The ADHO Special Interest Group for Digital Humanities Pedagogy and Training and the INKE Open Social Scholarship Training Cluster invite proposals for a virtual conference to take place during the Digital Humanities Summer Institute (DHSI). From the call:

Open/Social/Digital Humanities Pedagogy, Training, and Mentorship encourages engagement of pertinent issues relating to pedagogy, training, and mentorship in the humanities from a digital, open, and/or social perspective.

The event’s format will involve pre-recorded presentations (from five-minute lightning talks to full twenty-minute conference papers), which participants can view in advance of shared online discussion.

We welcome proposals for conference papers and curricular resources on any topic informing or treating pedagogy, training, and mentorship in the humanities from a digital, open, and/or social approach.

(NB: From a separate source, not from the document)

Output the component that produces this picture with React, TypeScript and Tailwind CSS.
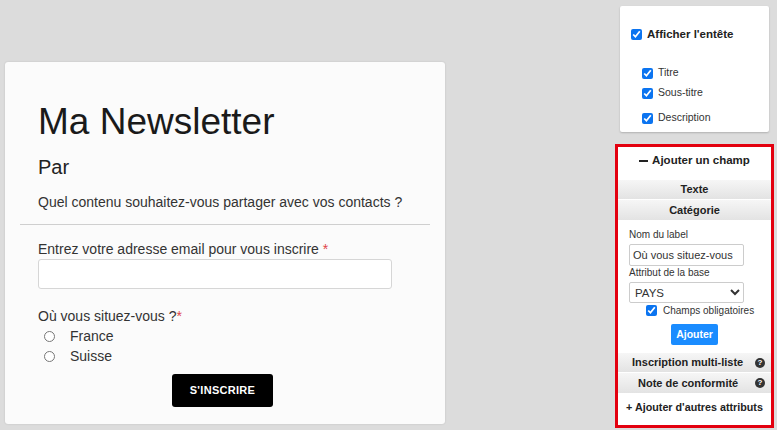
import React from 'react';

const font = { fontFamily: '"Liberation Sans", Arial, sans-serif' };

function Help() {
  return (
    <span className="inline-flex items-center justify-center w-[10px] h-[10px] rounded-full bg-[#333] text-white text-[8px] font-bold leading-none">
      ?
    </span>
  );
}

function Check({ label, bold }: { label: string; bold?: boolean }) {
  return (
    <label className={`flex items-center gap-[5px] whitespace-nowrap ${bold ? 'text-[11.5px] font-bold text-[#222]' : 'text-[10.5px] text-[#333]'}`}>
      <input type="checkbox" defaultChecked className="w-[11px] h-[11px] m-0 accent-[#0b74f0]" />
      {label}
    </label>
  );
}

export default function App() {
  return (
    <div className="w-[777px] h-[430px] bg-[#dcdcdc] flex overflow-hidden" style={font}>
      {/* Newsletter form */}
      <div className="ml-[5px] mt-[62px] w-[440px] h-[362px] bg-[#fbfbfb] rounded-[3px] shadow-[0_0_2px_rgba(0,0,0,0.15)] flex flex-col">
        <div className="px-[33px] pt-[38px]">
          <h1 className="text-[37px] leading-[44px] text-[#1a1a1a] whitespace-nowrap">Ma Newsletter</h1>
          <h2 className="text-[20px] leading-[24px] text-[#222] mt-[11px]">Par</h2>
          <p className="text-[14px] leading-[18px] text-[#333] mt-[14px] whitespace-nowrap">
            Quel contenu souhaitez-vous partager avec vos contacts ?
          </p>
        </div>
        <div className="mx-[15px] mt-[13px] border-t border-[#cfcfcf]" />
        <div className="px-[33px] pt-[15px] text-[#333]">
          <div className="text-[14px] leading-[18px] whitespace-nowrap">
            Entrez votre adresse email pour vous inscrire <span className="text-[#e0454a]">*</span>
          </div>
          <div className="mt-[1px] w-[354px] h-[30px] bg-white border border-[#d6d6d6] rounded-[3px]" />
          <div className="text-[14px] leading-[18px] mt-[18px]">
            Où vous situez-vous ?<span className="text-[#e0454a]">*</span>
          </div>
          <div className="mt-[2px] flex flex-col gap-[2px] text-[14px]">
            {['France', 'Suisse'].map((c) => (
              <label key={c} className="flex items-center h-[18px] pl-[6px]">
                <input type="radio" name="pays" className="w-[11px] h-[11px] m-0" />
                <span className="ml-[15px]">{c}</span>
              </label>
            ))}
          </div>
          <div className="flex justify-center mt-[9px]">
            <button className="w-[101px] h-[33px] bg-black text-white text-[11px] font-bold rounded-[3px] tracking-[0.3px] ml-[-5px]">
              S'INSCRIRE
            </button>
          </div>
        </div>
      </div>

      {/* Right column */}
      <div className="ml-auto mr-[3px] w-[159px] flex flex-col items-center">
        <div className="mt-[6px] w-[149px] h-[126px] bg-white rounded-[2px] shadow-[0_1px_2px_rgba(0,0,0,0.2)] pl-[11px] pt-[20px]">
          <Check label="Afficher l'entête" bold />
          <div className="pl-[11px] mt-[20px] flex flex-col">
            <div className="h-[20px] flex items-center"><Check label="Titre" /></div>
            <div className="h-[20px] flex items-center"><Check label="Sous-titre" /></div>
            <div className="h-[20px] flex items-center mt-[5px]"><Check label="Description" /></div>
          </div>
        </div>

        <div className="mt-[12px] w-[159px] h-[284px] border-[3px] border-[#e3000f] bg-white flex flex-col text-[#222]">
          <div className="h-[32px] pb-[5px] flex items-center justify-center text-[11.5px] font-bold whitespace-nowrap">
            <span className="inline-block w-[9px] h-[2px] bg-[#222] mr-[4px]" />
            Ajouter un champ
          </div>
          <div className="h-[21px] flex items-center justify-center text-[11px] font-bold bg-gradient-to-b from-[#f6f6f6] to-[#e3e3e3] border-y border-white">
            Texte
          </div>
          <div className="h-[21px] flex items-center justify-center text-[11px] font-bold bg-gradient-to-b from-[#f6f6f6] to-[#e3e3e3] border-b border-white">
            Catégorie
          </div>
          <div className="px-[11px] pt-[7px] text-[10px] text-[#333]">
            <div className="leading-[13px]">Nom du label</div>
            <div className="mt-[3px] w-[115px] h-[22px] border border-[#ccc] rounded-[2px] flex items-center px-[3px] text-[11px] whitespace-nowrap overflow-hidden">
              Où vous situez-vous
            </div>
            <div className="leading-[13px]">Attribut de la base</div>
            <select className="mt-[3px] w-[115px] h-[21px] border border-[#ccc] rounded-[2px] text-[11.5px] bg-white px-[1px]" defaultValue="PAYS">
              <option>PAYS</option>
            </select>
            <label className="flex items-center gap-[6px] ml-[17px] h-[14px] whitespace-nowrap">
              <input type="checkbox" defaultChecked className="w-[11px] h-[11px] m-0 accent-[#0b74f0]" />
              Champs obligatoires
            </label>
            <div className="flex justify-center mt-[7px]">
              <button className="w-[47px] h-[21px] bg-[#1a8cff] text-white text-[10.5px] font-bold rounded-[2px]">
                Ajouter
              </button>
            </div>
          </div>
          <div className="mt-[7px] h-[21px] flex items-center pl-[14px] pr-[6px] text-[11px] font-bold bg-gradient-to-b from-[#f6f6f6] to-[#e3e3e3] border-y border-white whitespace-nowrap">
            <span className="flex-1">Inscription multi-liste</span>
            <Help />
          </div>
          <div className="h-[21px] flex items-center pl-[20px] pr-[6px] text-[11px] font-bold bg-gradient-to-b from-[#f6f6f6] to-[#e3e3e3] border-b border-white whitespace-nowrap">
            <span className="flex-1">Note de conformité</span>
            <Help />
          </div>
          <div className="flex-1 pb-[5px] flex items-center justify-center text-[10.75px] font-bold whitespace-nowrap">
            + Ajouter d'autres attributs
          </div>
        </div>
      </div>
    </div>
  );
}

You can propose to share a curricular resource such as a syllabus, assignment, or lesson plan, in which case your presentation video can be an explanation of the rationale for and implementation of your resource. Your proposal can outline the resource you intend to share; your resource will be made available to registered participants on the website. We encourage everyone to provide written transcripts or captioning of their talks for accessibility purposes.

Topics for presentations may include:

§  discussion of a resource for digital and/or open pedagogy, training, or mentorship in the humanities (see above)

§  individual experiences with DH pedagogy, teaching, and training as student or teacher

§  mentorship strategies and structures

§  how universities, colleges, and other educational institutions are extending DH and open social pedagogy in the classroom

§  implementing DH pedagogical frameworks locally and working across institutions and training institutes to develop and collaborate on materials that can inform ways in which DH offerings and programs are formalized

§  strategies for open pedagogy and/or social pedagogy in the humanities

§  inter- and trans-disciplinarity in DH curricula and open pedagogy

§  assessment techniques in DH curriculum (what types of assessment should occur in digital humanities courses? and how might these assessment practices challenge existing university or community-based outcomes?)

§  international contexts and collaborations for training, mentorship, and pedagogy

§  openness as it relates to multilingual and multicultural training, mentorship, and pedagogy

§  developing a multilingual lexicon for teaching DH; and discussion of pedagogical materials (syllabi, tutorials, exercises, learning outcomes, assessment and rubrics).

The event will include a two shared DHSI Institute Lectures—one by Rebecca Frost Davis, Matthew K. Gold, and Kathy D. Harris, authors of “Curating Digital Pedagogy in the Humanities,” and the other by Elisabeth Burr. These lectures are open to all registered for any aspect of DHSI, including workshops and aligned conferences and events. Registration is free.